|Wow, that was quick.|
I just received the following email from David Buckna, who I think is probably also the anonymous commenter from my previous post about creationism. [Edit: Nope, apparently it wasn't him.]
Subject: Evolution: The Creation Myth of Our Culture
Programmers utilized complex codes to create software. The genetic code, which is more sophisticated, controls the physical processes of life and is accompanied by elaborate transmission and duplication systems.
How does evolution, using natural processes and chance, solve the problem of complex information sequencing without intelligence?
My first question is this: In what way is the genetic code "more sophisticated" than, say, C++ or SmallTalk or Python or MATLAB? (Okay, I'll grant you MATLAB.)
The theory of evolution proposes that mutations (insertions, deletions, changes) to the genetic "code" are acted upon by natural selection. Those that are advantageous are more likely to be passed on to the next generation.
It's important to keep in mind that this code is does not constitute information in any abstract or absolute sense; it only constitutes a "code" in the context of the biological processes involved in reading and replicating it.
Similarly, the code "buffer = ( char* ) malloc ( i + 1 );" is meaningful in the context of C but meaningless in the context of Java. If C had never been invented, that code segment would be gibberish.
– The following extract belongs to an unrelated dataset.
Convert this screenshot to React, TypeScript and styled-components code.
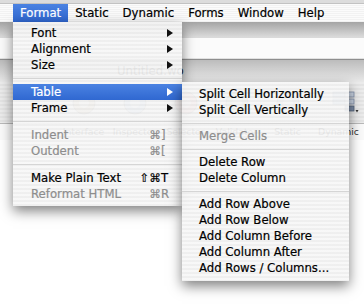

And here's the important bit: genetic "code" (e.g., "ATA CTG") outside of the context of DNA is also meaningless gibberish.
I recognise that Buckna's question was probably disingenuous: he's not looking for an answer; he's looking to play "stump the evolutionist". But it's possible that others may learn when proponents of science respond to his ramblings.
It's interesting to note that this is probably also the same creationist who attempted to insert his propaganda into Jeff Proling's Dinosauria On-Line. The story is enlightening. He's also been trolling PZ Myers and the folks at Radio Freethinker, so I'm in good company.
Addendum (11 July 2011): After the 40+ comments that this response has garnered so far, it occurs to me that I should make a few things clear.
The original question that was posed to me ("How does evolution, using natural processes and chance, solve the problem of complex information sequencing without intelligence?") should be better addressed to an evolutionary biologist. I briefly addressed some of the premises of Buckna's argument from the perspective of a software developer, but I'm no expert in evolution, nor have I ever claimed to be. It seems to me that the combination of random variation and selection adequately explains increasing information content over time (as can be trivially demonstrated via computer simulation).
But let's suppose for a moment that the answer was, "I don't know. I don't know how evolution accounts for that." So what? The argument "Since evolution can't explain X, creationism is true!" is fallacious. I'm told that there was a time before we understood how electrostatic discharges worked (although I wasn't there). However, to assert that since science couldn't explain lightning it therefore must have been a manifestation of Zeus' divine will would be to appeal to a god of the gaps.
The evidence for special creation is non-existent, while the evidence for evolution is legion. (Look here if you'd like some examples.) That said, even if there were no convincing evidence for evolution, or if all evidence for evolution were convincingly falsified, that would not somehow make special creation a plausible alternative hypothesis—to promote this idea is to commit the fallacy of the false dilemma. Critiquing evolution does provide evidence for the creationist position.
If your only means of supporting your position is to attempt to poke holes in the position of your opponents, you demonstrate that your own position is untenable. Please present evidence for your position.